Canada's largest historic onshore earthquake hit central Vancouver Island on June 23, 1946. The deadly 7.3 magnitude quake was felt as far away as Prince Rupert, BC and Portland, Oregon.
While the damage was far less significant than the 9.0 magnitude earthquake that recently devastated Japan, the question remains:
What if the 'Big One' hits home?
If a quake similar to the one in Japan hits, a damaging outcome would be difficult to avoid, especially with the threat for a powerful tsunami on BC's coast.
“We would be looking at a tsunami at least as big as the one we saw in that terrifying video footage from Japan,” says Brent Ward, geologist at Simon Fraser University in BC. “It's been estimated that the wave would be 10 metres high in Port Alberni and there's a lot of places below that 10 metre mark.“
How long does that leave people to move to safety?
“People would probably have about 30 minutes after the earthquake to get to high ground before the wave inundated the coast.”
Ward adds that when an earthquake strikes, the flexure of the tectonic plates is what displaces the water soon after.

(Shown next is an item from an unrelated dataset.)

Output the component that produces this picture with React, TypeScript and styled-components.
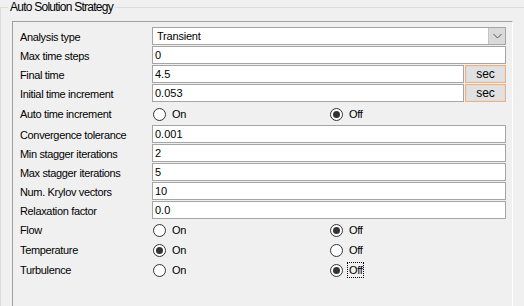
import React from "react";
import styled, { createGlobalStyle } from "styled-components";

const GlobalStyle = createGlobalStyle`
    html, body {
        margin: 0;
        padding: 0;
        background: #f0f0f0;
        overflow: hidden;
    }
    body {
        width: 524px;
        height: 306px;
        font-family: "Liberation Sans", Arial, sans-serif;
        font-size: 11px;
        letter-spacing: -0.35px;
        color: #000;
    }
`

const GroupBox = styled.fieldset`
    margin: 0;
    padding: 7px 0 0 11px;
    width: 540px;
    height: 340px;
    border: 1px solid #dcdcdc;
    box-sizing: border-box;
`

const GroupTitle = styled.legend`
    font-size: 12px;
    letter-spacing: -0.75px;
    padding: 0 2px;
    margin-left: -4px;
    line-height: 14px;
`

const Panel = styled.div`
    width: 501px;
    height: 320px;
    box-sizing: border-box;
    border-top: 1px solid #a0a0a0;
    border-left: 1px solid #a0a0a0;
    border-right: 1px solid #ffffff;
    border-bottom: 1px solid #ffffff;
    padding: 5px 0 0 7px;
`

const FormGrid = styled.div`
    display: grid;
    grid-template-columns: 132px 354px;
`

interface IRow {
    tall?: boolean;
}

const Label = styled.div<IRow>`
    height: ${(props) => (props.tall ? "20px" : "19px")};
    display: flex;
    align-items: center;
    white-space: nowrap;
`

const Cell = styled.div<IRow>`
    height: ${(props) => (props.tall ? "20px" : "19px")};
    display: flex;
    align-items: flex-start;
    gap: 1px;
`

const TextBox = styled.div`
    flex: 1;
    height: 18px;
    box-sizing: border-box;
    background: #ffffff;
    border: 1px solid #a5a5a5;
    padding: 0 0 0 2px;
    line-height: 16px;
    letter-spacing: 0;
`

const Combo = styled.div`
    flex: 1;
    height: 18px;
    box-sizing: border-box;
    background: #ffffff;
    border: 1px solid #a5a5a5;
    display: flex;
    align-items: stretch;
    justify-content: space-between;
`

const ComboText = styled.span`
    padding-left: 4px;
    line-height: 16px;
    letter-spacing: -0.2px;
`

const ComboButton = styled.div`
    width: 16px;
    background: #dadada;
    border-left: 1px solid #c4c4c4;
    display: flex;
    align-items: center;
    justify-content: center;
`

const UnitButton = styled.div`
    width: 41px;
    height: 18px;
    box-sizing: border-box;
    background: #e1e1e1;
    border: 1px solid #f2b07a;
    box-shadow: inset 0 0 0 1px #dcdcdc;
    display: flex;
    align-items: center;
    justify-content: center;
    font-size: 12px;
    letter-spacing: 0;
`

const RadioGroup = styled.div`
    display: flex;
    align-items: center;
    height: 100%;
    padding-left: 1px;
`

const RadioOption = styled.label`
    width: 177px;
    display: flex;
    align-items: center;
    gap: 6px;
`

const RadioCircle = styled.span<{ checked: boolean }>`
    width: 13px;
    height: 13px;
    box-sizing: border-box;
    border-radius: 50%;
    border: 1px solid #333333;
    background: #ffffff;
    display: flex;
    align-items: center;
    justify-content: center;
    &::after {
        content: "";
        width: 7px;
        height: 7px;
        border-radius: 50%;
        background: ${(props) => (props.checked ? "#333333" : "transparent")};
    }
`

const RadioText = styled.span<{ focused?: boolean }>`
    border: 1px dotted ${(props) => (props.focused ? "#000" : "transparent")};
    padding: 1px 1px;
    margin-left: -2px;
`

type Field =
    | { kind: "combo"; label: string; value: string }
    | { kind: "text"; label: string; value: string; unit?: string }
    | { kind: "radio"; label: string; on: boolean; focus?: boolean };

const fields: Field[] = [
    { kind: "combo", label: "Analysis type", value: "Transient" },
    { kind: "text", label: "Max time steps", value: "0" },
    { kind: "text", label: "Final time", value: "4.5", unit: "sec" },
    { kind: "text", label: "Initial time increment", value: "0.053", unit: "sec" },
    { kind: "radio", label: "Auto time increment", on: false },
    { kind: "text", label: "Convergence tolerance", value: "0.001" },
    { kind: "text", label: "Min stagger iterations", value: "2" },
    { kind: "text", label: "Max stagger iterations", value: "5" },
    { kind: "text", label: "Num. Krylov vectors", value: "10" },
    { kind: "text", label: "Relaxation factor", value: "0.0" },
    { kind: "radio", label: "Flow", on: false },
    { kind: "radio", label: "Temperature", on: true },
    { kind: "radio", label: "Turbulence", on: false, focus: true },
];

const AutoRow = styled.div`
    display: contents;
    & > div {
        height: 22px;
    }
`

function Chevron() {
    return (
        <svg width="9" height="6" viewBox="0 0 9 6">
            <path d="M0.5 1 L4.5 5 L8.5 1" fill="none" stroke="#555" strokeWidth="1" />
        </svg>
    );
}

function RadioPair({ on, focus }: { on: boolean; focus?: boolean }) {
    return (
        <RadioGroup>
            <RadioOption>
                <RadioCircle checked={on} />
                <RadioText>On</RadioText>
            </RadioOption>
            <RadioOption>
                <RadioCircle checked={!on} />
                <RadioText focused={focus}>Off</RadioText>
            </RadioOption>
        </RadioGroup>
    );
}

function renderControl(f: Field) {
    if (f.kind === "combo") {
        return (
            <Combo>
                <ComboText>{f.value}</ComboText>
                <ComboButton>
                    <Chevron />
                </ComboButton>
            </Combo>
        );
    }
    if (f.kind === "text") {
        return (
            <>
                <TextBox>{f.value}</TextBox>
                {f.unit && <UnitButton>{f.unit}</UnitButton>}
            </>
        );
    }
    return <RadioPair on={f.on} focus={f.focus} />;
}

function App() {
    return (
        <>
            <GlobalStyle />
            <GroupBox>
                <GroupTitle>Auto Solution Strategy</GroupTitle>
                <Panel>
                    <FormGrid>
                        {fields.map((f, i) => {
                            const isRadio = f.kind === "radio";
                            if (i === 4) {
                                return (
                                    <AutoRow key={f.label}>
                                        <Label tall>{f.label}</Label>
                                        <Cell tall>{renderControl(f)}</Cell>
                                    </AutoRow>
                                );
                            }
                            return (
                                <React.Fragment key={f.label}>
                                    <Label tall={isRadio}>{f.label}</Label>
                                    <Cell tall={isRadio}>{renderControl(f)}</Cell>
                                </React.Fragment>
                            );
                        })}
                    </FormGrid>
                </Panel>
            </GroupBox>
        </>
    );
}

export default App;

The last tsunami to hit the west coast was in 1964 and it pummeled the coastal town of Port Alberni.
“We do have a history in Port Alberni of three large waves that impacted that town after the 1964 Alaskan earthquake. They were extremely lucky because the first wave came in when the tide was quite low. It was observed by the RCMP. The Mills were actually on maintenance so there wasn't a night shift on and they were able to evacuate the majority of the people out of the low lying areas before the other waves came in because they came in on a rising tide,” explains Ward.
The community now has a tsunami siren warning system, which is the only one of its kind in BC.
Once a month, the city runs a test to warn people of what to do if a tsunami were to hit the coast. The warnings are broadcast over solar powered speakers, which prompts residents to move to higher ground. The system was upgraded in 2010 to add back-up grid power. There was no warning system in 1964.
With natural disasters becoming more frequent, Canadians are encouraged to be prepared.
“The recent earthquake and tsunami in Japan and the earlier earthquake in New Zealand show that an emergency can occur any time and any place- often without warning,” said Loretta Chandler, Director of Toronto's Office of Emergency Management in a media statement.
Chandler adds that it's important to know the risks and become 'emergency ready' with kits that include food, water and supplies to last at least 72 hours.
Coastal areas in BC are prone to minor earthquakes and in preparation for a possibly damaging event, the province takes part in a massive earthquake drill.